Permit me to use a more extensive quote from a document many prominent pastors and theologians have signed on to. It is a document entitled, “Reclaiming Jesus.” We are studying it in the Adult Forum. It says that, “We reject the practice and pattern of lying that is invading our political and civil life. Politicians, like the rest of us, are human, fallible, sinful, and mortal. But when public lying becomes so persistent that it deliberately tries to change facts for ideological, political, or personal gain, the public accountability to truth is undermined. The regular purveying of falsehoods and consistent lying by the nations highest leaders can change the moral expectations within a culture, the accountability for a civil society, and even the behavior of families and children.” Please listen closely to their last two sentences of the statement: “The normalization of lying presents a profound moral danger to the fabric of society. In the face of lies that bring darkness, Jesus is our truth and our light.”

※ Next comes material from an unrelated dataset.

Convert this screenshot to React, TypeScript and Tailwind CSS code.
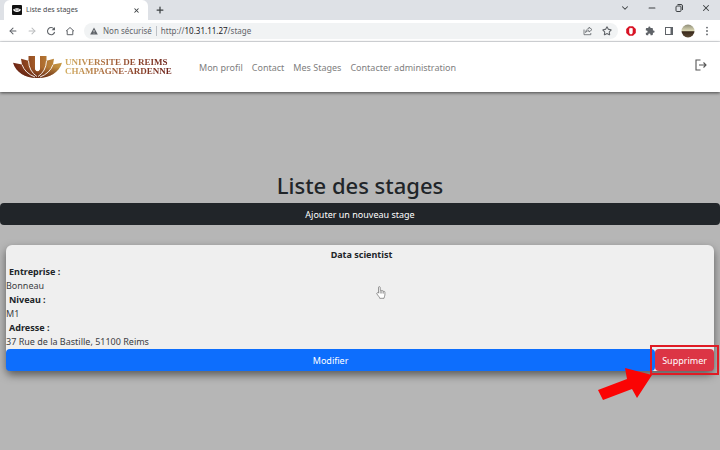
import React from "react";
import {
  ArrowLeft,
  ArrowRight,
  ChevronDown,
  Minus,
  Plus,
  Star,
  X,
} from "lucide-react";

const menu = ["Mon profil", "Contact", "Mes Stages", "Contacter administration"];

const details = [
  { label: "Entreprise :", value: "Bonneau" },
  { label: "Niveau :", value: "M1" },
  { label: "Adresse :", value: "37 Rue de la Bastille, 51100 Reims" },
];

function TabBar() {
  return (
    <div className="flex h-5 items-stretch justify-between bg-[#dee1e6] pl-1">
      <div className="flex items-center">
        <div className="flex h-full w-36 items-center rounded-t-md bg-white pr-1 pl-2">
          <svg className="h-[10px] w-[10px]" viewBox="0 0 10 10" aria-hidden="true">
            <rect width="10" height="10" rx="1" fill="#111" />
            <path d="M1 4.2l1.6.1.2-.8 1.3.1.3-.6h1.2l.3.6 1.3-.1.2.8L9 4.2C8.6 6 7 7 5 7S1.4 6 1 4.2z" fill="#fff" />
            <path d="M5 3v3M3.2 4l.8 2M6.8 4L6 6" stroke="#111" strokeWidth=".4" />
          </svg>
          <span className="ml-1 grow text-[7px] text-[#45484c]">Liste des stages</span>
          <button aria-label="Fermer l'onglet" className="p-1">
            <X className="h-[7px] w-[7px] text-[#3c4043]" strokeWidth={3.5} />
          </button>
        </div>
        <button aria-label="Nouvel onglet" className="ml-[3px] p-1">
          <Plus className="h-[10px] w-[10px] text-[#3c4043]" strokeWidth={3} />
        </button>
      </div>
      <div className="flex items-center gap-[17px] pr-[9px] pb-1 text-[#3c4043]">
        <button aria-label="Rechercher dans les onglets">
          <ChevronDown className="h-[10px] w-[10px]" strokeWidth={2.5} />
        </button>
        <button aria-label="Réduire">
          <Minus className="h-[10px] w-[10px]" strokeWidth={2.5} />
        </button>
        <button aria-label="Agrandir">
          <svg className="h-[10px] w-[10px]" viewBox="0 0 10 10" fill="none" stroke="currentColor" aria-hidden="true">
            <rect x="2" y="3" width="5" height="5.5" rx="1" />
            <path d="M3.5 1.5h3.5a1.5 1.5 0 0 1 1.5 1.5v4" />
          </svg>
        </button>
        <button aria-label="Fermer">
          <X className="h-[10px] w-[10px]" strokeWidth={2.5} />
        </button>
      </div>
    </div>
  );
}

function Toolbar() {
  return (
    <div className="flex h-[22px] items-center border-b border-[#e3e5e8] bg-white px-2 text-[#5f6368]">
      <div className="flex items-center gap-[9px]">
        <button aria-label="Précédent">
          <ArrowLeft className="h-[10px] w-[10px]" strokeWidth={2.5} />
        </button>
        <button aria-label="Suivant">
          <ArrowRight className="h-[10px] w-[10px] text-[#babcbe]" strokeWidth={2.5} />
        </button>
        <button aria-label="Actualiser">
          <svg className="h-[10px] w-[10px]" viewBox="0 0 10 10" aria-hidden="true">
            <path d="M8 3A3.6 3.6 0 1 0 8.6 6" fill="none" stroke="currentColor" strokeWidth="1.1" />
            <path d="M9 .9v3.4H5.6z" fill="currentColor" />
          </svg>
        </button>
        <button aria-label="Accueil">
          <svg className="h-[10px] w-[10px]" viewBox="0 0 10 10" aria-hidden="true">
            <path d="M1 5.2L5 1.5l4 3.7M2.2 4.5v4.2h5.600V4.500" fill="none" stroke="currentColor" strokeWidth="1" />
          </svg>
        </button>
      </div>
      <div className="ml-[9px] flex h-4 grow items-center rounded-full bg-[#f1f3f4] px-[6px]">
        <svg className="h-2 w-2" viewBox="0 0 8 8" aria-hidden="true">
          <path d="M4 .6L7.8 7.4H.2z" fill="currentColor" />
          <path d="M4 3v2M4 5.700v.8" stroke="#f1f3f4" strokeWidth=".8" />
        </svg>
        <span className="ml-[5px] text-[8px]">Non sécurisé</span>
        <span className="mx-1 h-[10px] w-px bg-[#bdc1c6]" />
        <span className="grow text-[8px]">
          http://<span className="text-[#202124]">10.31.11.27</span>/stage
        </span>
        <button aria-label="Partager" className="mr-[9px]">
          <svg className="h-[10px] w-[10px]" viewBox="0 0 10 10" fill="none" stroke="currentColor" strokeWidth=".8" aria-hidden="true">
            <path d="M1 3.5v5.2h6.800V7" />
            <path d="M6 1.2l3 2.4-3 2.400V4.700C4.300 4.700 3.200 5.300 2.600 6.600 2.800 4.200 4 2.800 6 2.600z" />
          </svg>
        </button>
        <button aria-label="Ajouter aux favoris">
          <Star className="h-[10px] w-[10px]" strokeWidth={2.5} />
        </button>
      </div>
      <div className="ml-2 flex items-center gap-[9px]">
        <button aria-label="Bloqueur de publicités">
          <svg className="h-[10px] w-[10px]" viewBox="0 0 10 10" aria-hidden="true">
            <path d="M3 .2h4L9.800 3v4L7 9.800H3L.2 7V3z" fill="#d81324" />
            <path d="M3.200 2.800c0-.8.9-.8 1-.2.1-1 1.100-1 1.200-.1.2-.6 1.300-.5 1.300.4v3C6.700 7.400 6 8.300 5 8.300S3.200 7.400 3.200 6z" fill="#fff" />
          </svg>
        </button>
        <button aria-label="Extensions">
          <svg className="h-[10px] w-[10px]" viewBox="0 0 24 24" fill="currentColor" aria-hidden="true">
            <path d="M20.500 11H19V7a2 2 0 0 0-2-2h-4V3.500a2.500 2.500 0 0 0-5 0V5H4a2 2 0 0 0-2 2v3.800h1.500a2.700 2.700 0 0 1 0 5.400H2V20a2 2 0 0 0 2 2h3.800v-1.500a2.700 2.700 0 0 1 5.400 0V22H17a2 2 0 0 0 2-2v-4h1.500a2.500 2.500 0 0 0 0-5z" />
          </svg>
        </button>
        <div className="flex items-center gap-[7px]">
          <button aria-label="Panneau latéral">
            <svg className="h-[10px] w-[10px]" viewBox="0 0 10 10" aria-hidden="true">
              <rect x="1.500" y="1.500" width="7" height="7" fill="none" stroke="currentColor" />
              <path d="M6.500 1H9v8H6.500z" fill="currentColor" />
            </svg>
          </button>
          <button aria-label="Compte">
            <svg className="h-[14px] w-[14px]" viewBox="0 0 14 14" aria-hidden="true">
              <defs>
                <linearGradient id="sky" x1="0" y1="0" x2="0" y2="1">
                  <stop offset="0" stopColor="#8f8d78" />
                  <stop offset=".5" stopColor="#dfdcb8" />
                  <stop offset=".55" stopColor="#3a2a1c" />
                  <stop offset="1" stopColor="#5b4a35" />
                </linearGradient>
              </defs>
              <circle cx="7" cy="7" r="6.500" fill="url(#sky)" />
            </svg>
          </button>
          <button aria-label="Menu">
            <svg className="h-[10px] w-[10px]" viewBox="0 0 10 10" fill="currentColor" aria-hidden="true">
              <circle cx="5" cy="1.600" r=".9" />
              <circle cx="5" cy="5" r=".9" />
              <circle cx="5" cy="8.400" r=".9" />
            </svg>
          </button>
        </div>
      </div>
    </div>
  );
}

function Logo() {
  return (
    <a href="#" className="flex items-center gap-[3px]">
      <svg className="h-[22px] w-[49px]" viewBox="0 0 49 23" preserveAspectRatio="none" aria-hidden="true">
        <defs>
          <linearGradient id="petal" gradientUnits="userSpaceOnUse" x1="0" y1="10" x2="49" y2="8">
            <stop offset="0" stopColor="#6b2214" />
            <stop offset=".5" stopColor="#a8622a" />
            <stop offset="1" stopColor="#c69a45" />
          </linearGradient>
          <linearGradient id="base" x1="0" y1="0" x2="0" y2="1">
            <stop offset=".5" stopColor="#4e130c" stopOpacity="0" />
            <stop offset="1" stopColor="#4e130c" stopOpacity=".7" />
          </linearGradient>
        </defs>
        <path d="M0 7L9 9 8 3 15.500 5V0H22V14Q24.500 18 27 14V0h6.500v5L41 3l-1 6 9-2C46 17 37 23 24.500 23S3 17 0 7z" fill="url(#petal)" />
        <path d="M0 7L9 9 8 3 15.500 5V0H22V14Q24.500 18 27 14V0h6.500v5L41 3l-1 6 9-2C46 17 37 23 24.500 23S3 17 0 7z" fill="url(#base)" />
        <path d="M9 9Q12 18 22 22M40 9Q37 18 27 22M15.500 5Q16 16 24 21.500M33.500 5Q33 16 25 21.500" fill="none" stroke="#fff" strokeWidth=".9" />
      </svg>
      <span className="flex w-[109px] flex-col bg-linear-to-r from-[#d3ae60] via-[#9c5633] to-[#6b1f1a] bg-clip-text font-['Liberation_Serif',serif] text-[9px] leading-[9px] font-bold whitespace-nowrap text-transparent">
        <span>UNIVERSITE DE REIMS</span>
        <span>CHAMPAGNE-ARDENNE</span>
      </span>
    </a>
  );
}

function SiteHeader() {
  return (
    <header className="relative flex h-[50px] items-center bg-white pr-[13px] pl-[13px] shadow-[0_1px_3px_rgba(0,0,0,0.6)]">
      <Logo />
      <nav className="ml-[25px] flex gap-[9px] pt-0.5 text-[9px] text-[#808080]">
        {menu.map((item) => (
          <a key={item} href="#">
            {item}
          </a>
        ))}
      </nav>
      <button aria-label="Se déconnecter" className="mb-1 ml-auto text-[#555]">
        <svg className="h-3 w-3" viewBox="0 0 12 12" fill="none" stroke="currentColor" aria-hidden="true">
          <path d="M5.500 1H1v10h4.500M4 6h7M8.500 3.500L11 6 8.500 8.500" strokeWidth="1.100" />
        </svg>
      </button>
    </header>
  );
}

function HandCursor() {
  return (
    <svg className="absolute top-[41px] left-1/2 ml-4 h-[13px] w-[10px]" viewBox="0 0 10 13" aria-hidden="true">
      <path
        d="M2.500 7V1.500C2.500.4 4.200.4 4.200 1.500V4.700C4.600 4 5.700 4.200 5.800 5 6.300 4.400 7.300 4.700 7.300 5.400 7.900 5 8.900 5.400 8.900 6.200V9C8.900 10.500 8 11 8 12.300H3.700C3.700 11 1.700 9.500.8 7.700.5 6.800 1.600 6.400 2.500 7zM4.200 5v2.500M5.800 5.200v2.300M7.300 5.600v2"
        fill="#fff"
        stroke="#555"
        strokeWidth=".6"
      />
    </svg>
  );
}

function StageCard() {
  return (
    <article className="relative mx-[6px] mt-5 rounded-md bg-[#efefef] text-[9px] text-[#212529] shadow-[0_4px_8px_rgba(0,0,0,0.5)]">
      <h2 className="pl-[3px] text-center leading-5 font-bold">Data scientist</h2>
      <dl className="leading-[14px]">
        {details.map((item) => (
          <React.Fragment key={item.label}>
            <dt className="pl-[3px] font-bold">{item.label}</dt>
            <dd className="text-[#3c4043]">{item.value}</dd>
          </React.Fragment>
        ))}
      </dl>
      <div className="flex h-[22px] text-white">
        <button className="grow rounded bg-[#0d6efd] pt-px">Modifier</button>
        <div className="relative flex">
          <button className="rounded bg-[#dc3545] px-[7px] pt-px">Supprimer</button>
          <span className="absolute -inset-x-[5px] -top-1 -bottom-1 border-2 border-[#e01b24]" />
          <svg className="absolute top-[19px] right-[62px] h-[33px] w-[54px]" viewBox="0 0 54 33" aria-hidden="true">
            <path d="M0 22L29 11 27 0 54 7 39 30 34 21 5 32z" fill="#fb0404" />
          </svg>
        </div>
      </div>
      <HandCursor />
    </article>
  );
}

export default function App() {
  return (
    <div className="flex min-h-screen flex-col overflow-x-hidden bg-[#b6b6b6] font-['Noto_Sans',sans-serif]">
      <TabBar />
      <Toolbar />
      <SiteHeader />
      <main className="grow pt-[77px] pb-5">
        <h1 className="mb-0.5 text-center text-[22px] leading-8 font-medium text-[#212529]">Liste des stages</h1>
        <button className="block h-[22px] w-full rounded bg-[#212529] pt-px text-[9px] text-white">
          Ajouter un nouveau stage
        </button>
        <StageCard />
      </main>
    </div>
  );
}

I’m dwelling on this for two reasons. First, it’s been something I’ve wanted to preach about for a while now and when the gospel is, “Know the truth and the truth shall make you free,” I feel called to say something. Second, there is a danger of doing backward theology: If we are, in the twenty-first century, discovering that truth doesn’t really exist, then why should we believe a first century preacher who claims to BE the truth? Better to do our theology forward, “BECAUSE Jesus is the truth (and the way and the life), we are free to speak it in church, speak it to one another, and especially – these days – speak truth to power. It is what Martin Luther did 501 years ago.